Advantages of Variance and Standard Deviation
Variance and standard deviation provide several benefits.
- They measure data variability precisely.
- They use all observations in the dataset.
- They are widely applicable in statistical analysis.
- They form the basis of many advanced statistical methods.
These measures are essential tools in modern statistics.
Limitations of Variance and Standard Deviation
Despite their usefulness, these measures have some limitations.
- They are affected by extreme values.
- Variance is difficult to interpret because of squared units.
- They assume numerical data and cannot be used for categorical variables.
Despite these limitations, they remain essential tools in statistical analysis.
Importance in Statistical Analysis
Variance and standard deviation are fundamental in many statistical methods.
They are used in:
- probability distributions
- hypothesis testing
- regression analysis
- statistical modeling
- machine learning algorithms
Without these measures, it would be difficult to analyze variability and uncertainty in data.
Conclusion
Variance and standard deviation are essential measures of dispersion in statistics that describe how data values spread around the mean. Variance measures the average squared deviation from the mean, while standard deviation represents the square root of variance and indicates the typical distance of data points from the mean.
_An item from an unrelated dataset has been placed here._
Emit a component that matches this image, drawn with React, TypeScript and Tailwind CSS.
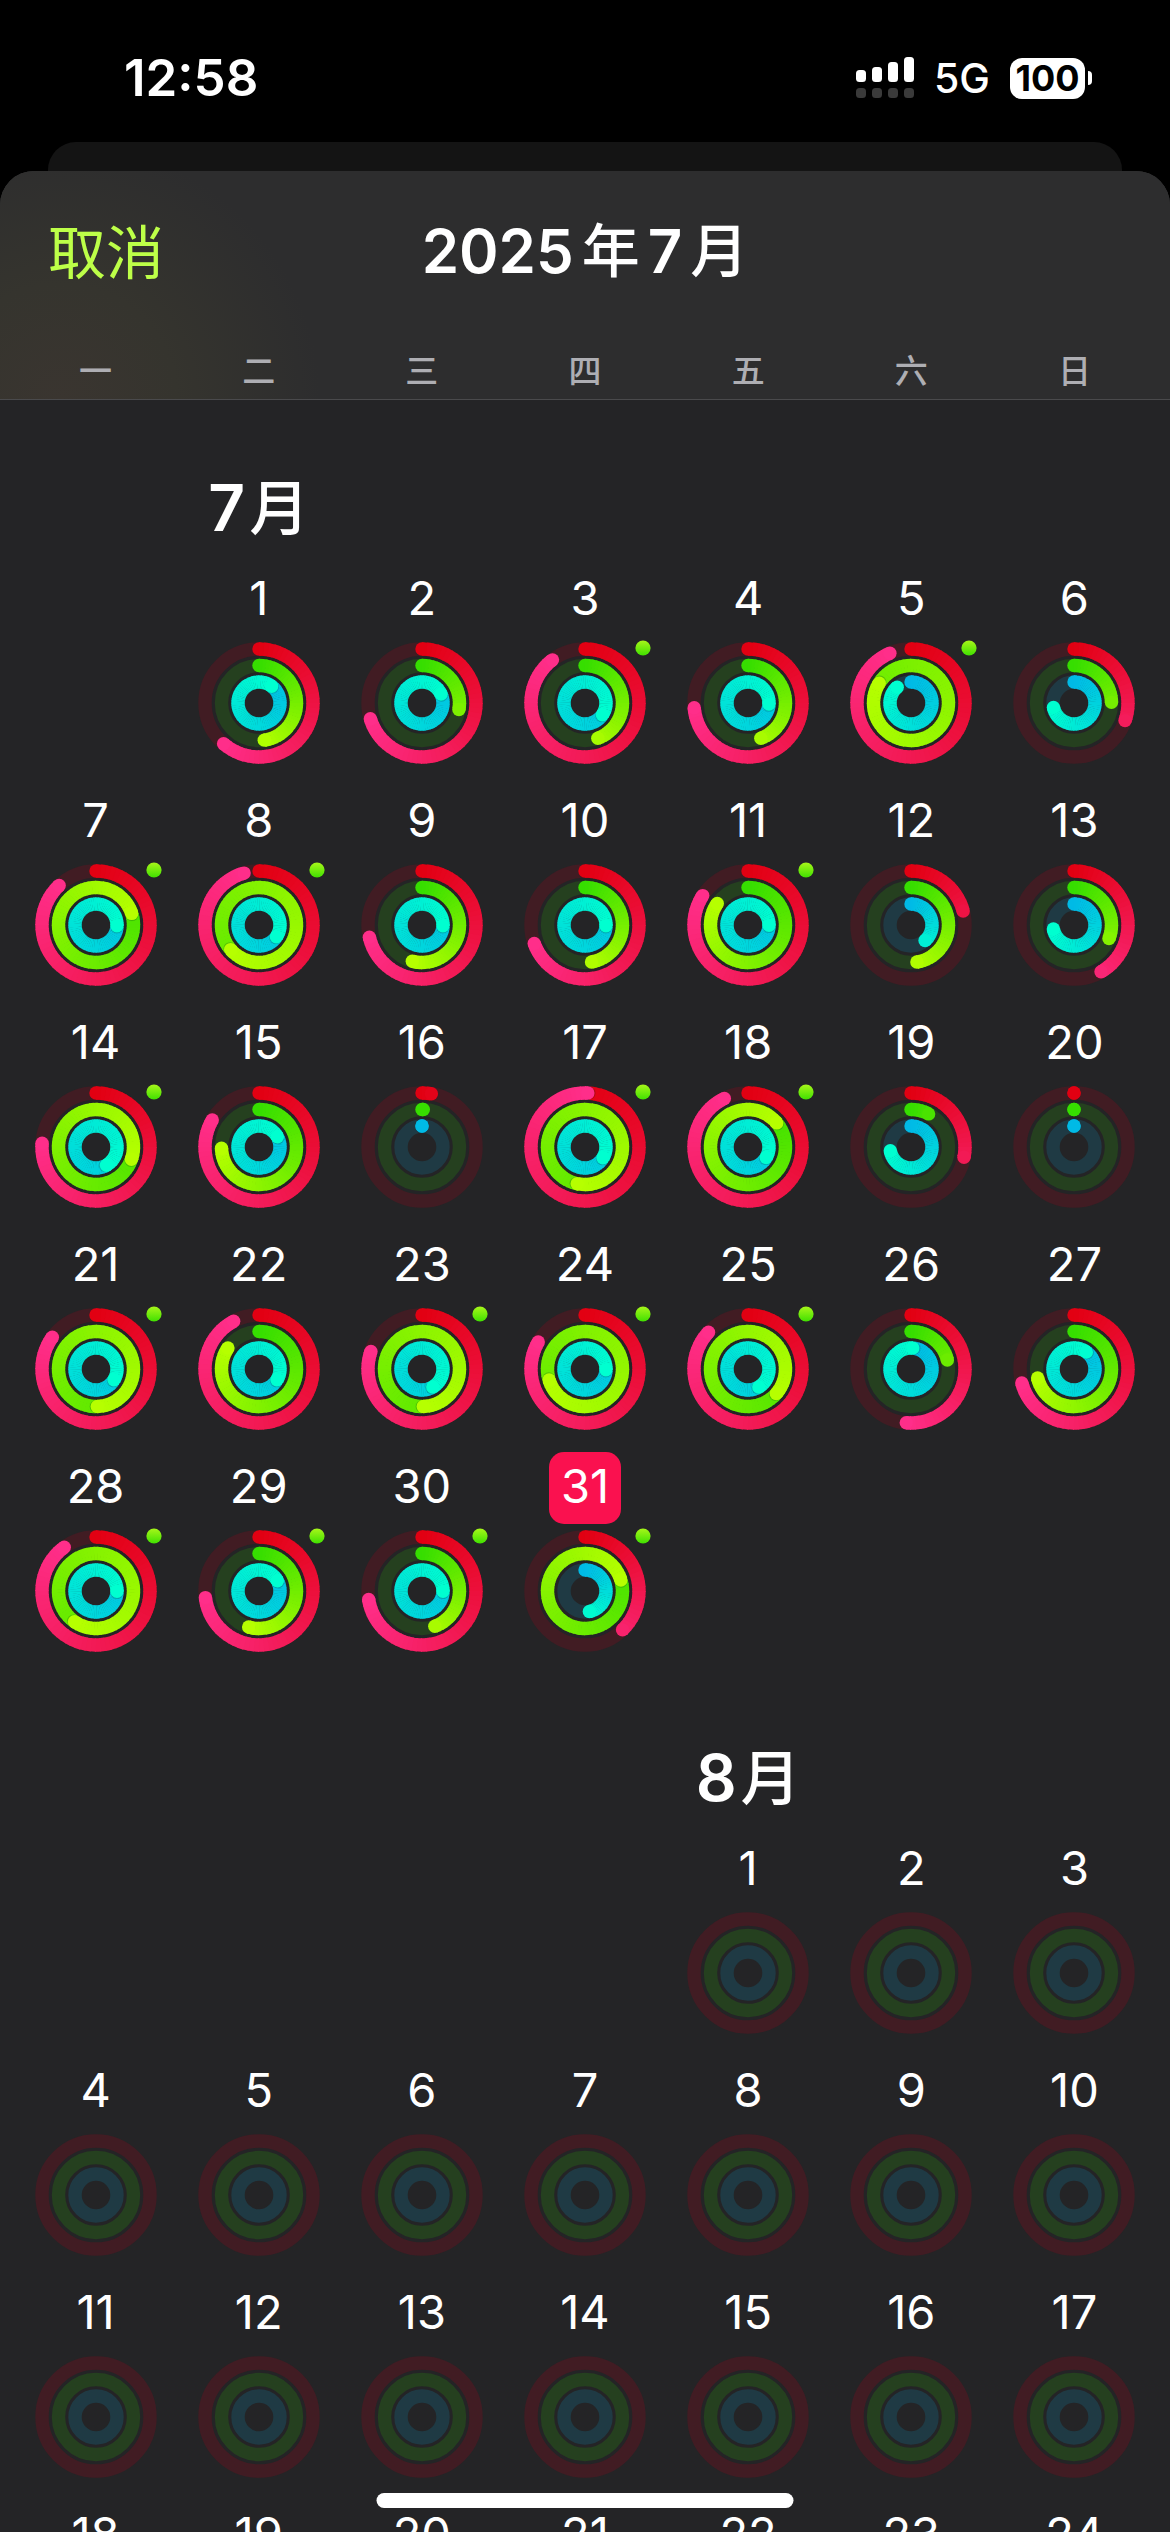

These measures provide valuable insights into the variability and consistency of datasets. They are widely used in fields such as finance, engineering, economics, science, and data analysis.
Understanding variance and standard deviation helps researchers and analysts interpret data more effectively and draw meaningful conclusions from statistical studies. They form a crucial part of statistical analysis and are fundamental tools for studying data variability.